In my silly opinion this Non-Being is the total singular subject of the mystics of every major religion. It is totally avoided in conventional (exoteric external public) religion and yet is the one passion of esoteric (internal private) religion. It is the focus of the Absolute and its relationship to the relative and the Infinite and its relationship to the finite. It is the arena of the Answer to the question of every human heart but it will kill the ego that finds it as sure as a moth dies in the flame it seeks. Death no more the end when life ends there than Infinity is the end when something finite hits its limit or than Eternity is over when time runs out. Yet for those who focus on Being, Non-Being is very difficult to contemplate. No it is impossible to contemplate and that is the beginning of wisdom and the border into truth.
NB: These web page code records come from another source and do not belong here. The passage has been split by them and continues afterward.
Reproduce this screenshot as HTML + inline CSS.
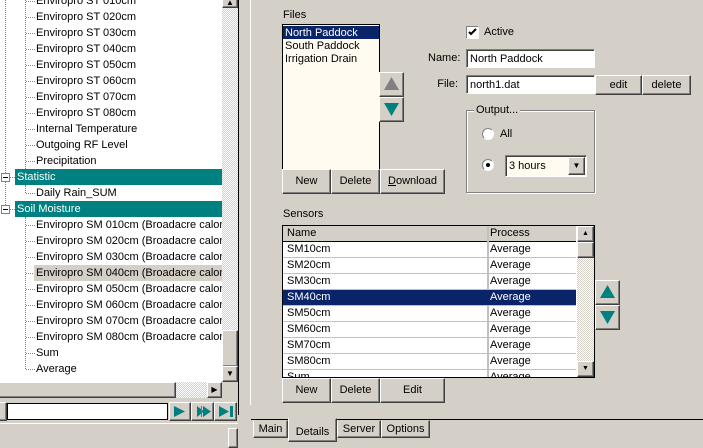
<!DOCTYPE html>
<html><head><style>
*{box-sizing:border-box;margin:0;padding:0}
body{width:703px;height:444px;background:#d4d0c8;font:11px "Liberation Sans",sans-serif;color:#000;position:relative;overflow:hidden}
.a{position:absolute}
.btn{position:absolute;background:#d4d0c8;border:1px solid;border-color:#fff #404040 #404040 #fff;box-shadow:inset -1px -1px 0 #808080;text-align:center;font-size:11px}
.sunk{position:absolute;border:1px solid;border-color:#808080 #fff #fff #808080;box-shadow:inset 1px 1px 0 #404040}
.pat{background:repeating-conic-gradient(#d4d0c8 0 25%,#fff 0 50%) 0 0/2px 2px}
.row{position:absolute;left:0;height:16px;line-height:17px;white-space:nowrap}
.dot{position:absolute;border-top:1px dotted #808080;width:9px}
</style></head><body>
<!-- tree -->
<div class="a" style="left:0;top:0;width:222px;height:382px;background:#fff;overflow:hidden">
<div class="a" style="left:25px;top:0;height:169px;border-left:1px dotted #808080"></div>
<div class="a" style="left:5px;top:0;height:209px;border-left:1px dotted #808080"></div>
<div class="a" style="left:25px;top:185px;height:8px;border-left:1px dotted #808080"></div>
<div class="a" style="left:25px;top:217px;height:152px;border-left:1px dotted #808080"></div>
<div id="t"></div>
</div>
<script>
var items=[["Enviropro ST 010cm",1],["Enviropro ST 020cm",1],["Enviropro ST 030cm",1],["Enviropro ST 040cm",1],["Enviropro ST 050cm",1],["Enviropro ST 060cm",1],["Enviropro ST 070cm",1],["Enviropro ST 080cm",1],["Internal Temperature",1],["Outgoing RF Level",1],["Precipitation",1],["Statistic",0],["Daily Rain_SUM",1],["Soil Moisture",0]];
for(var i=1;i<=8;i++)items.push(["Enviropro SM 0"+i+"0cm (Broadacre calonade",1]);
items.push(["Sum",1],["Average",1]);
var h="";
items.forEach(function(it,k){var y=-7+k*16;
if(it[1]){var sel=(it[0].indexOf("SM 040")>0);
h+='<div class="dot" style="left:26px;top:'+(y+8)+'px"></div><div class="row" style="left:34px;top:'+y+'px;padding-left:2px;'+(sel?'background:#d4d0c8;width:200px':'')+'">'+it[0]+'</div>';}
else{h+='<div class="a" style="left:1px;top:'+(y+4)+'px;width:9px;height:9px;border:1px solid #808080;background:#fff"><div class="a" style="left:1px;top:3px;width:5px;height:1px;background:#000"></div></div><div class="dot" style="left:10px;top:'+(y+8)+'px;width:5px"></div><div class="row" style="left:15px;top:'+y+'px;width:207px;background:#008080;color:#fff;padding-left:2px">'+it[0]+'</div>';}
});
document.getElementById("t").outerHTML=h;
</script>
<!-- vertical scrollbar -->
<div class="a pat" style="left:222px;top:0;width:16px;height:382px"></div>
<div class="btn" style="left:222px;top:-8px;width:16px;height:16px;font-size:8px;line-height:20px">▲</div>
<div class="btn" style="left:222px;top:330px;width:16px;height:37px"></div>
<div class="btn" style="left:222px;top:366px;width:16px;height:16px;font-size:8px;line-height:14px">▼</div>
<div class="a" style="left:238px;top:0;width:1px;height:415px;background:#000"></div>
<div class="a" style="left:250px;top:0;width:1px;height:405px;background:#fff"></div>
<!-- horizontal scrollbar -->
<div class="a pat" style="left:0;top:382px;width:222px;height:16px"></div>
<div class="btn" style="left:-2px;top:382px;width:178px;height:16px"></div>
<div class="btn" style="left:207px;top:382px;width:15px;height:16px;font-size:8px;line-height:14px">▶</div>
<!-- toolbar -->
<div class="btn" style="left:-10px;top:402px;width:17px;height:19px"></div>
<div class="a" style="left:7px;top:403px;width:161px;height:17px;background:#fff;border:1px solid #000"></div>
<div class="btn" style="left:169px;top:402px;width:22px;height:19px"><svg width="20" height="17" class="a" style="left:0;top:0"><path d="M4 3L15 8.5L4 14Z" fill="#008080"/></svg></div>
<div class="btn" style="left:191px;top:402px;width:23px;height:19px"><svg width="21" height="17" class="a" style="left:0;top:0"><path d="M5 3L12 8.5L5 14ZM11 3L19 8.5L11 14Z" fill="#008080"/><rect x="9" y="3" width="1" height="11" fill="#808000"/></svg></div>
<div class="btn" style="left:214px;top:402px;width:23px;height:19px"><svg width="21" height="17" class="a" style="left:0;top:0"><path d="M4 3L14 8.5L4 14Z" fill="#008080"/><rect x="15" y="3" width="3" height="11" fill="#008080"/></svg></div>
<div class="a" style="left:0;top:423px;width:238px;height:1px;background:#fff"></div>
<div class="btn" style="left:228px;top:428px;width:10px;height:20px"></div>

<!-- right panel -->
<div class="a" style="left:283px;top:9px">Files</div>
<div class="a" style="left:282px;top:24px;width:98px;height:146px;background:#fffbf0;border:1px solid #000;padding-top:1px">
<div style="background:#0a246a;color:#fff;height:13px;line-height:14px;padding-left:2px">North Paddock</div>
<div style="height:13px;line-height:14px;padding-left:2px">South Paddock</div>
<div style="height:13px;line-height:14px;padding-left:2px">Irrigation Drain</div>
</div>
<div class="btn" style="left:379px;top:72px;width:25px;height:25px"><svg width="23" height="23" class="a" style="left:0;top:0"><path d="M11.5 4L19 17H4Z" fill="#808080"/></svg></div>
<div class="btn" style="left:379px;top:97px;width:25px;height:25px"><svg width="23" height="23" class="a" style="left:0;top:0"><path d="M4 5H19L11.5 18Z" fill="#008080"/></svg></div>
<div class="btn" style="left:282px;top:169px;width:49px;height:25px;line-height:23px">New</div>
<div class="btn" style="left:331px;top:169px;width:49px;height:25px;line-height:23px">Delete</div>
<div class="btn" style="left:380px;top:169px;width:65px;height:25px;line-height:23px"><u>D</u>ownload</div>

<div class="a" style="left:466px;top:26px;width:13px;height:13px;background:#fff;border:1px solid;border-color:#808080 #fff #fff #808080"><svg width="11" height="11" class="a" style="left:0;top:0"><path d="M2 5L4 7L9 2" stroke="#000" stroke-width="2" fill="none"/></svg></div>
<div class="a" style="left:484px;top:26px">Active</div>
<div class="a" style="left:428px;top:52px;width:30px;text-align:right">Name:</div>
<div class="sunk" style="left:466px;top:49px;width:129px;height:19px;background:#fff;padding:3px 0 0 3px">North Paddock</div>
<div class="a" style="left:428px;top:78px;width:30px;text-align:right">File:</div>
<div class="sunk" style="left:466px;top:75px;width:129px;height:19px;background:#fff;padding:3px 0 0 3px">north1.dat</div>
<div class="btn" style="left:595px;top:75px;width:47px;height:20px;line-height:18px">edit</div>
<div class="btn" style="left:642px;top:75px;width:49px;height:20px;line-height:18px">delete</div>
<div class="a" style="left:466px;top:110px;width:129px;height:83px;border:1px solid #808080;box-shadow:1px 1px 0 #fff,inset 1px 1px 0 #fff"></div>
<div class="a" style="left:474px;top:104px;background:#d4d0c8;padding:0 2px">Output...</div>
<div class="a" style="left:482px;top:128px;width:12px;height:12px;border-radius:50%;background:#fff;border:1px solid;border-color:#808080 #fff #fff #808080"></div>
<div class="a" style="left:500px;top:128px">All</div>
<div class="a" style="left:482px;top:159px;width:12px;height:12px;border-radius:50%;background:#fff;border:1px solid;border-color:#808080 #fff #fff #808080"><div class="a" style="left:3px;top:3px;width:4px;height:4px;background:#000;border-radius:50%"></div></div>
<div class="sunk" style="left:505px;top:155px;width:82px;height:22px;background:#fffbf0;padding:4px 0 0 3px">3 hours</div>
<div class="btn" style="left:568px;top:157px;width:17px;height:18px;font-size:8px;line-height:16px">▼</div>

<div class="a" style="left:283px;top:208px">Sensors</div>
<div class="a" style="left:282px;top:225px;width:313px;height:153px;border:1px solid #000;background:#fff;overflow:hidden">
<div class="a" style="left:0;top:0;width:293px;height:16px;background:#d4d0c8;border-bottom:1px solid #000"></div>
<div class="a" style="left:4px;top:1px">Name</div>
<div class="a" style="left:207px;top:1px">Process</div>
<div class="a" style="left:204px;top:0;width:2px;height:153px;background:#c0c0c0"></div>
<div id="g"></div>
<div class="a pat" style="left:294px;top:0;width:17px;height:151px"></div>
<div class="btn" style="left:294px;top:0;width:17px;height:16px;font-size:7px;line-height:14px">▲</div>
<div class="btn" style="left:294px;top:16px;width:17px;height:16px"></div>
<div class="btn" style="left:294px;top:135px;width:17px;height:16px;font-size:7px;line-height:14px">▼</div>
</div>
<script>
var n=["SM10cm","SM20cm","SM30cm","SM40cm","SM50cm","SM60cm","SM70cm","SM80cm","Sum"],s="";
n.forEach(function(t,k){var y=16+k*16,sel=k==3;
s+='<div class="a" style="left:0;top:'+y+'px;width:293px;height:16px;border-bottom:1px solid #c0c0c0;'+(sel?'background:#0a246a;color:#fff':'')+'"><span class="a" style="left:4px;top:1px">'+t+'</span><span class="a" style="left:207px;top:1px">Average</span></div>';});
document.getElementById("g").outerHTML=s;
</script>
<div class="btn" style="left:595px;top:280px;width:25px;height:25px"><svg width="23" height="23" class="a" style="left:0;top:0"><path d="M11.5 4L19 17H4Z" fill="#008080"/></svg></div>
<div class="btn" style="left:595px;top:305px;width:25px;height:25px"><svg width="23" height="23" class="a" style="left:0;top:0"><path d="M4 5H19L11.5 18Z" fill="#008080"/></svg></div>
<div class="btn" style="left:282px;top:378px;width:49px;height:25px;line-height:23px">New</div>
<div class="btn" style="left:331px;top:378px;width:49px;height:25px;line-height:23px">Delete</div>
<div class="btn" style="left:380px;top:378px;width:65px;height:25px;line-height:23px">Edit</div>

<!-- tabs -->
<div class="a" style="left:251px;top:419px;width:452px;height:1px;background:#000"></div>
<div class="btn" style="left:253px;top:420px;width:35px;height:18px;line-height:16px;border-top-color:#d4d0c8">Main</div>
<div class="btn" style="left:288px;top:418px;width:49px;height:24px;line-height:26px;border-top-color:#d4d0c8">Details</div>
<div class="btn" style="left:337px;top:420px;width:44px;height:18px;line-height:16px;border-top-color:#d4d0c8">Server</div>
<div class="btn" style="left:381px;top:420px;width:49px;height:18px;line-height:16px;border-top-color:#d4d0c8">Options</div>
</body></html>
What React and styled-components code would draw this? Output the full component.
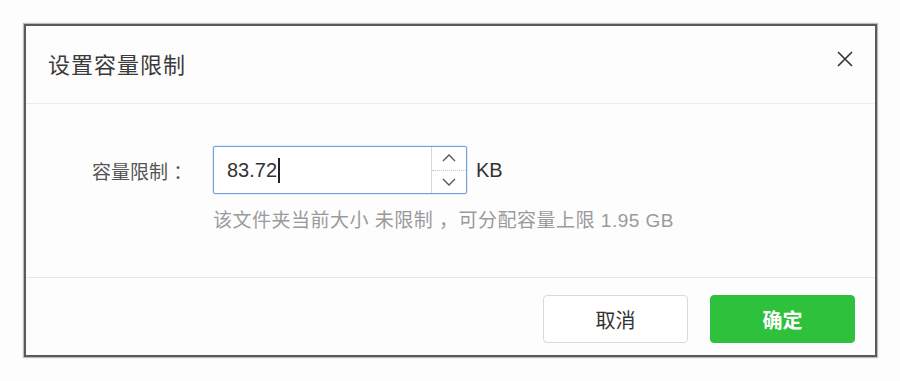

Non-Being is the land of the egoless, timeless, finite less , nameless unmasked Real. It is what Meister Eckhart called the "God beyond God". It is what Buddha called Emptiness and it is the Zero with Infinite Value. It is where Aristotle and all our very best teachers have to leave their logic and books at the door and watch how worlds are cerated out of NOTHING and now Eternity gives birth to time and space. This is really really senior high post-graduate shit. :) Your namesake Horace the great Roman poet knew that prose simply did not have the power to communicate the most important things. Poetry is needed and the ears are in the root heart of the very nature of man. This is primal stuff down to the GROUND of BEING.. and below ...The Source of Being itself is this Non-Being. No word in Webster's dictionary can describe it. IT deals in WORD not baby finite words. IT addresses your nature not your reason. IT is whole and all else is fragmited. It is peace and all else divided, stressed and dying. Important subject, Horace, perhaps the only important one.

 
At 6:04 PM, Blogger Horace Jeffery Hodges said...

Thanks for the comment, Mr. Claunch. I'll likely never succeed in contemplating non-Being. My brain just isn't up to it!